The T’Kone Taing Bridge is 60 feet long and it was built with the concrete, so the cost is 173 billion kyat (US $175,634,517.77). It was built by the engineer, Ko Min Thant, who is from the branch of the Burma [government] construction ministry special group #13. The Hway Hsan Bridge is also built by the Burma construction ministry special group #13, but it was led by Engineer Daw Yin Nwe. The bridge is 50 feet long and it is also built by cement so, the cost is 167.80 billion [kyat] (US $170,558,375.63).

The Nyi Naung Bridge, which is located close to Ma Htaung village, is still in the process of being constructed and repaired by the Burma construction ministry special group (13), which is led by Engineer Daw Yin Nwe. The bridge is 60 feet long and it costs 164.30 billion. The bridges that are mentioned were all started to be constructed and repaired on October 15th 2013, and some of them are still in the process of constructing.

Everything that mentioned above happened between August 30th 2013 and October 31st 2013. Just as the human rights abuse has change positively, like vehicle construction, there are also some negative changes.



[1] The rape and sexual violence cases described in this report were also published by KHRG in a separate News Bulletin: “Rape and sexual harassment in Hpapun District, June and August 2013,” KHRG November 2013. 

[2] KHRG trains community members in eastern Burma to document individual human rights abuses using a standardised reporting format; conduct interviews with other villagers; and write general updates on the situation in areas with which they are familiar.  When writing situation updates, community members are encouraged to summarise recent events, raise issues that they consider to be important, and present their opinions or perspective on abuse and other local dynamics in their area.

[3] In order to increase the transparency of KHRG methodology and more directly communicate the experiences and perspectives of villagers in eastern Burma, KHRG aims to make all field information received available on the KHRG website once it has been processed and translated, subject only to security considerations. For additional reports categorized by Type, Issue, Location and Year, please see the Related Readings component following each report on KHRG’s redesigned Website.

[4] On January 12th 2012, a preliminary ceasefire agreement was signed between the KNU and Burma government in Hpa-an, Kayin State. Negotiators from the two parties met for a 2nd round of talks on April 4th, where they signed a more detailed preliminary ceasefire plan, and held a 3rd round of negotiations on September 3rd and 4th 2012; see “Preliminary Ceasefire Talks,” Karen National Union, April 4th 2012; “KNU Delegations Departs for the Third Round Negotiation of Ceasefire with the Burmese Government,” Karen National Union, September 1st 2012.  In 2013, the ceasefire process became a nationwide effort.
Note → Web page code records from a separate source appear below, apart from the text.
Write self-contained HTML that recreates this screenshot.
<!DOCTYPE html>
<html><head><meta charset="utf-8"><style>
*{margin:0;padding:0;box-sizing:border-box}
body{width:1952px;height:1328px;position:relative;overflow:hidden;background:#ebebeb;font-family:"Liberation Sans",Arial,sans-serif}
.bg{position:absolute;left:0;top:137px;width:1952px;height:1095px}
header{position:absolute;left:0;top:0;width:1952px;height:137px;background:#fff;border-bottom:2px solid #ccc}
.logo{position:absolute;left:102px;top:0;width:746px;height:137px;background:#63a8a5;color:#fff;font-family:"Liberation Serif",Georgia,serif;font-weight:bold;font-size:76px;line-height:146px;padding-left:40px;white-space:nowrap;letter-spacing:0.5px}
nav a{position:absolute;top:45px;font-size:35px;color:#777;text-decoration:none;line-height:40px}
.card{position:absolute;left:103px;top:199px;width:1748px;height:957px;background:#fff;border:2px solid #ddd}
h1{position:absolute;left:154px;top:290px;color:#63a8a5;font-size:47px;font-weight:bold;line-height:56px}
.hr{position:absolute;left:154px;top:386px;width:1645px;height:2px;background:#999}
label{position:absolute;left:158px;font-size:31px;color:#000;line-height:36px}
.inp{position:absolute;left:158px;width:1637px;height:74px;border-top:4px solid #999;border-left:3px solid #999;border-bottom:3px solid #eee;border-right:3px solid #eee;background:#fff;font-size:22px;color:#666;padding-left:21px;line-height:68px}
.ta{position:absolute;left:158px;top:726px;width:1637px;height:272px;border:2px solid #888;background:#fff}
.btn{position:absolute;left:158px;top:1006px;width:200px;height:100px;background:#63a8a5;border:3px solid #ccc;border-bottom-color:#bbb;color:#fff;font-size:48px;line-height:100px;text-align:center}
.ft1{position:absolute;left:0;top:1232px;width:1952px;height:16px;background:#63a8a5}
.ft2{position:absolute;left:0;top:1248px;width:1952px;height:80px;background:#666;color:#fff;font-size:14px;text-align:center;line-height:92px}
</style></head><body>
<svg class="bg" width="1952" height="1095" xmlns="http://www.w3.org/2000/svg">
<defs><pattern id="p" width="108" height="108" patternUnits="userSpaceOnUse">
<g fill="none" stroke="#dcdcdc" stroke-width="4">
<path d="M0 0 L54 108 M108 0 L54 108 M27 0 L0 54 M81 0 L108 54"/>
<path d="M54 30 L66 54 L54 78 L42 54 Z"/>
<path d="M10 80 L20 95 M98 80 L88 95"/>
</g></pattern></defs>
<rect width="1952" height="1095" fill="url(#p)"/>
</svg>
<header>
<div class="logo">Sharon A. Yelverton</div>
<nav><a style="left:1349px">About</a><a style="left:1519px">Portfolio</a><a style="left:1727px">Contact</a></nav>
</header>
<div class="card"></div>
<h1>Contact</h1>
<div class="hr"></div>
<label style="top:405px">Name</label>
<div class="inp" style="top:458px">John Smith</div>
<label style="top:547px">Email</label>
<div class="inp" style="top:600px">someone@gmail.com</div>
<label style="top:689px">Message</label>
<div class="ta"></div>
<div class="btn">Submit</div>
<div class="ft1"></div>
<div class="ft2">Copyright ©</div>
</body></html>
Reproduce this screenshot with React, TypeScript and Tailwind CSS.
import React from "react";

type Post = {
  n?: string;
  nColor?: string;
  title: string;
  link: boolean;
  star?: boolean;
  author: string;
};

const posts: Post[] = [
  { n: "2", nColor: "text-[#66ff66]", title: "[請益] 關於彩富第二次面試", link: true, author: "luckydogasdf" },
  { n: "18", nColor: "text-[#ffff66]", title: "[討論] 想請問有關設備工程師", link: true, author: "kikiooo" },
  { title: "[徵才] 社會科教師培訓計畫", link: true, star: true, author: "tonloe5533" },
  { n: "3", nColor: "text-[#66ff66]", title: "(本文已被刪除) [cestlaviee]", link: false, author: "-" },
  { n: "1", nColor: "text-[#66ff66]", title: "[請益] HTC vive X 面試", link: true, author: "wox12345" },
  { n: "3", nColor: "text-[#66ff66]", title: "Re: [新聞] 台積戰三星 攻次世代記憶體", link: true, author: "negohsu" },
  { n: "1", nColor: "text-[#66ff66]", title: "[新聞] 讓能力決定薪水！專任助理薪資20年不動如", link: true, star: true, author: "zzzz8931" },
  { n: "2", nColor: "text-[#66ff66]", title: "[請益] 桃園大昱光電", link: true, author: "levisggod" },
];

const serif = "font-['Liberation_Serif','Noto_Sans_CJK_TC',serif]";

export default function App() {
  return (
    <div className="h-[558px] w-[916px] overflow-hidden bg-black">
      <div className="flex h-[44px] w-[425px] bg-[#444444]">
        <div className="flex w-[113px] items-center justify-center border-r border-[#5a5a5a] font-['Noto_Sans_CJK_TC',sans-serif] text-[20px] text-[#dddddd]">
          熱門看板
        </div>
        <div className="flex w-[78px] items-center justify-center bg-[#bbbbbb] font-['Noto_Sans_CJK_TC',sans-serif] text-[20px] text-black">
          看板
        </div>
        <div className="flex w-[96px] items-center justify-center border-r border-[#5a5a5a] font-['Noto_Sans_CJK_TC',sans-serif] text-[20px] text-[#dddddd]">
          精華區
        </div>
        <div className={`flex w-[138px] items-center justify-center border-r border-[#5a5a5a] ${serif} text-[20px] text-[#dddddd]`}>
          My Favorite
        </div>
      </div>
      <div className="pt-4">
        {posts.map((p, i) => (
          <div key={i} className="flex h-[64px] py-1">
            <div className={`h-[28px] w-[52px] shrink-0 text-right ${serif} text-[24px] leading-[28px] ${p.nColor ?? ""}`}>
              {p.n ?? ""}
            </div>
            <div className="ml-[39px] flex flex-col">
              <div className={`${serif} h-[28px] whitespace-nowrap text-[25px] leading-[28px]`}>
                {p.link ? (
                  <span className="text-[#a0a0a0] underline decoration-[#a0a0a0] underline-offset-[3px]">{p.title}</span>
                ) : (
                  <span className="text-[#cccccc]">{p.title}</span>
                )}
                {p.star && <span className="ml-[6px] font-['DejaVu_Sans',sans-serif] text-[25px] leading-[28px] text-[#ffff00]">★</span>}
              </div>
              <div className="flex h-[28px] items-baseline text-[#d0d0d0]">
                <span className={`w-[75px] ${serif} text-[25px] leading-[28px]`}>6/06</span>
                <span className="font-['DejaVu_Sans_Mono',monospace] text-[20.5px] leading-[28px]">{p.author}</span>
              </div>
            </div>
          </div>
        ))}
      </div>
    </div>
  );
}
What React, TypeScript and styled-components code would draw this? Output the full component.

On November 2nd, 17 ethnic armed groups signed a joint proposal for a nationwide ceasefire in Laiza, Kachin State; see "Burma's armed ethnic groups sign nation-wide ceasefire pledge in Laiza," Kachin News, November 5th 2013. Two days later in Myitkyina, Kachin State, the EAGs presented their proposal to a Burma government delegation, which then presented its own plan. The Government rejected the EAG’s proposal for a multi-ethnic federal army, the EAGs requested more time to review, and both sides agreed to meet again; see "Myanmar Peace Talks Fail to Nail Down Cease-Fire Agreement," Radio Free Asia, November 5th 2013. On January 25th 2014, in Law Khee Lar, Karen State, 17 ethnic armed groups agreed to an updated proposal to be presented to the Burma government in Hpa-an in February 2014; see "Ethnic armed groups sign 11-point nationwide ceasefire draft," Myanma Freedom Daily, January 26th 2014.  For more information on the ceasefire and how it has affected local villagers, see “Safeguarding human rights in a post-ceasefire eastern Burma,” KHRG, January 2012 and “Steps towards peace: Local participation in the Karen ceasefire process,” KHRG, November 2012.

[5] Border Guard Force (BGF) battalions of the Tatmadaw were established in 2010, and they are composed mostly of soldiers from former non-state armed groups, such as older constellations of the DKBA, which have formalised ceasefire agreements with the Burmese government and agreed to transform into battalions within the Tatmadaw. BGF battalions are assigned four digit battalion numbers, whereas regular Tatmadaw infantry or light infantry battalions are identified by two or three-digit battalion numbers.  For more information, see “DKBA officially becomes Border Guard ForceDemocratic Voice of Burma, August 2010, and, “Exploitation and recruitment under the DKBA in Pa’an District,” KHRG, June 2009.

[6] The community member uses the word ‘drug’ referring to alcohol in the case.

[7] Bo is a Burmese title meaning ‘officer.’

[8] As of February 3rd 2014, all conversion estimates for the Kyat in this report are based on the official market rate of 985 kyat to the US $1.

[9] KHRG continues to receive reports discussing abuses involving BGF Battalions #1013 and #1014, including: “BGF Battalion #1014 forced labour and forced recruitment, April to May 2012,” KHRG, June 2013;"Papun Situation Update: Bu Tho Township, November 2011 to July 2012," KHRG, April 2013; “Papun Situation Update: Bu Tho Township, August to September 2012,” KHRG, April 2013 and “Papun Situation Update: Bu Tho Township, July to October 2012," KHRG, April 2013.

[10] Set tha is a Burmese term for forced labour duty, such as with messengers stationed at army camps or bases, serving as an intermediary to deliver orders from army officers to village heads, but also involving other menial tasks when no messages are in need of delivery.